**REQUIREMENT:** Your task is to copy each line that has the word "index".

------ DATA SECTION ------

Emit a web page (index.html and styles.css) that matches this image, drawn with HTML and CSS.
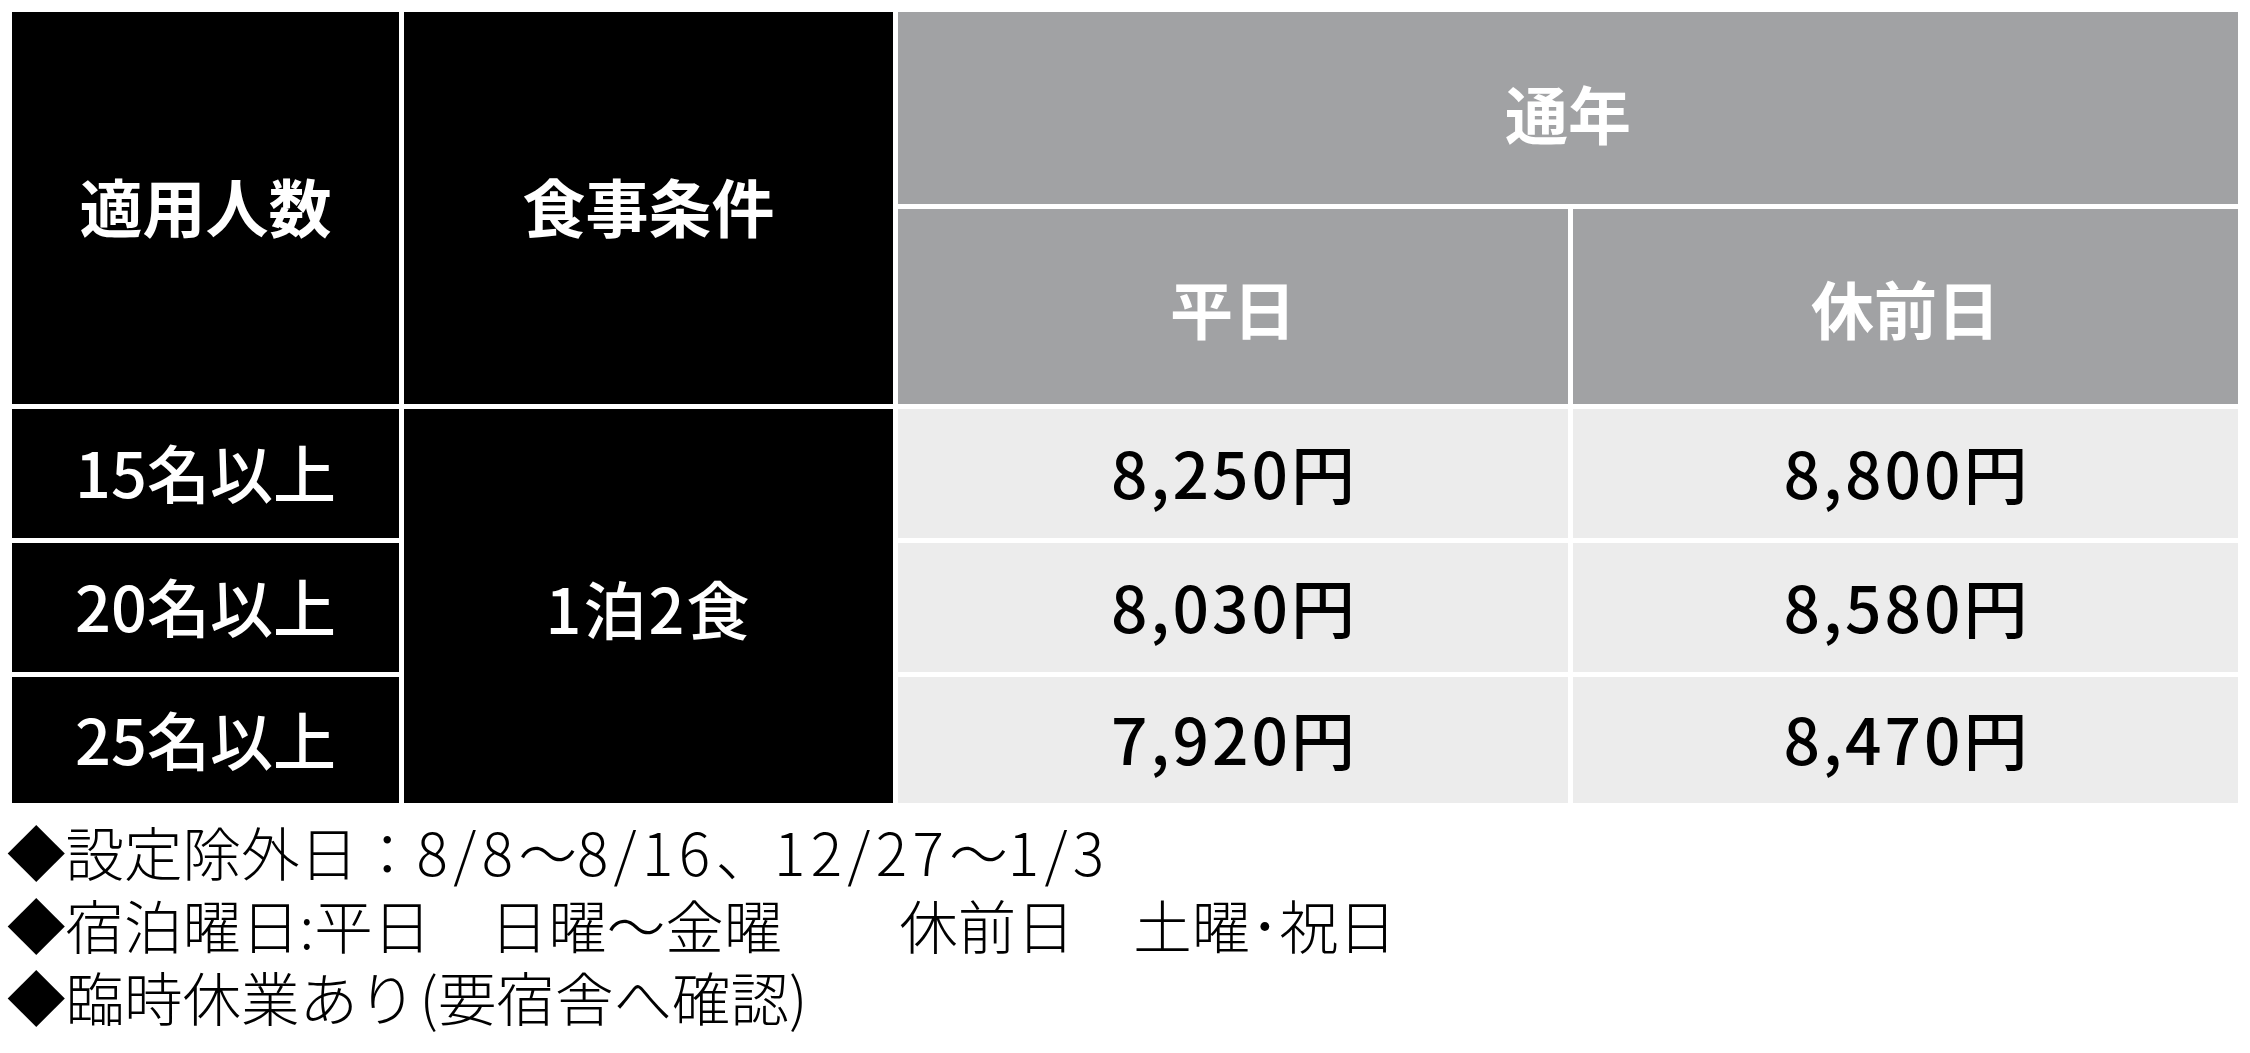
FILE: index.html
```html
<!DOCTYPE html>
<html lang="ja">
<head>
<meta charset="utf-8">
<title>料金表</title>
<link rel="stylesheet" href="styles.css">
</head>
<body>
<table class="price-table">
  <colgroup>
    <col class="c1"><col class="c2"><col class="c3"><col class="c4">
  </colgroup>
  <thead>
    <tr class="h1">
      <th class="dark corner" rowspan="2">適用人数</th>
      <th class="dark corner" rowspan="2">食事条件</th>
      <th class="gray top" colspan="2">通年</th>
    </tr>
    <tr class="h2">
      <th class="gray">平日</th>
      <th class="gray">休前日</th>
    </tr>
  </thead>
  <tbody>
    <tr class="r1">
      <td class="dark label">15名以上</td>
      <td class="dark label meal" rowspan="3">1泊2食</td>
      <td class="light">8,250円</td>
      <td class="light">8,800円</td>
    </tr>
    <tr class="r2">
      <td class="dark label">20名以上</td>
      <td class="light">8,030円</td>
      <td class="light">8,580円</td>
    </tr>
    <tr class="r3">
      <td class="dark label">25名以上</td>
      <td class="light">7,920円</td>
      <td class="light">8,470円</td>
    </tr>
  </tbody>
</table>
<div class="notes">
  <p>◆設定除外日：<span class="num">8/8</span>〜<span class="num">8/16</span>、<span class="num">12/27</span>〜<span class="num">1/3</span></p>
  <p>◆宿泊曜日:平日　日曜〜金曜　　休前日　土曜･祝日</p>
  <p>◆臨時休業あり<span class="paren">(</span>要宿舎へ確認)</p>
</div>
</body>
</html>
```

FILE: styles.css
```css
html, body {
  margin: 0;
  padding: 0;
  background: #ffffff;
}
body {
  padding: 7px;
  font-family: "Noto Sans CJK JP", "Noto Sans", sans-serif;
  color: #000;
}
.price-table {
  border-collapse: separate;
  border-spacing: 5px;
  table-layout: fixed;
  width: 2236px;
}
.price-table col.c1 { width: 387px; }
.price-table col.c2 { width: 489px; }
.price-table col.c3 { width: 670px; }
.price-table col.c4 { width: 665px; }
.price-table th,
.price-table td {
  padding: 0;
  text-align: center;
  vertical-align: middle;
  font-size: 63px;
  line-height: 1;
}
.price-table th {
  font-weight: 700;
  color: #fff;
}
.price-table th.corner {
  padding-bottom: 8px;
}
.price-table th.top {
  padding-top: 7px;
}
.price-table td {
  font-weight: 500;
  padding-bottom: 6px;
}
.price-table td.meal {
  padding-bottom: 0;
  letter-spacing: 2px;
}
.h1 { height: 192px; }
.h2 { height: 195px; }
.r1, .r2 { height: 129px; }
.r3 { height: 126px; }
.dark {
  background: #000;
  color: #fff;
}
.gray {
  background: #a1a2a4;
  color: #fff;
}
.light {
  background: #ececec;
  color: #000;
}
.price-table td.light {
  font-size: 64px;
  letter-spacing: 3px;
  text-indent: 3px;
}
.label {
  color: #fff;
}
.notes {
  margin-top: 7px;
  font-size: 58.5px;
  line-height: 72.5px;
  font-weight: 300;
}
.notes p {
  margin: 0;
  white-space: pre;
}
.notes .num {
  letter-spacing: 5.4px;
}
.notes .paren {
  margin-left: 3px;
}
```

------

**ANSWER IN FULL:**
Emit a web page (index.html and styles.css) that matches this image, drawn with HTML and CSS.
FILE: index.html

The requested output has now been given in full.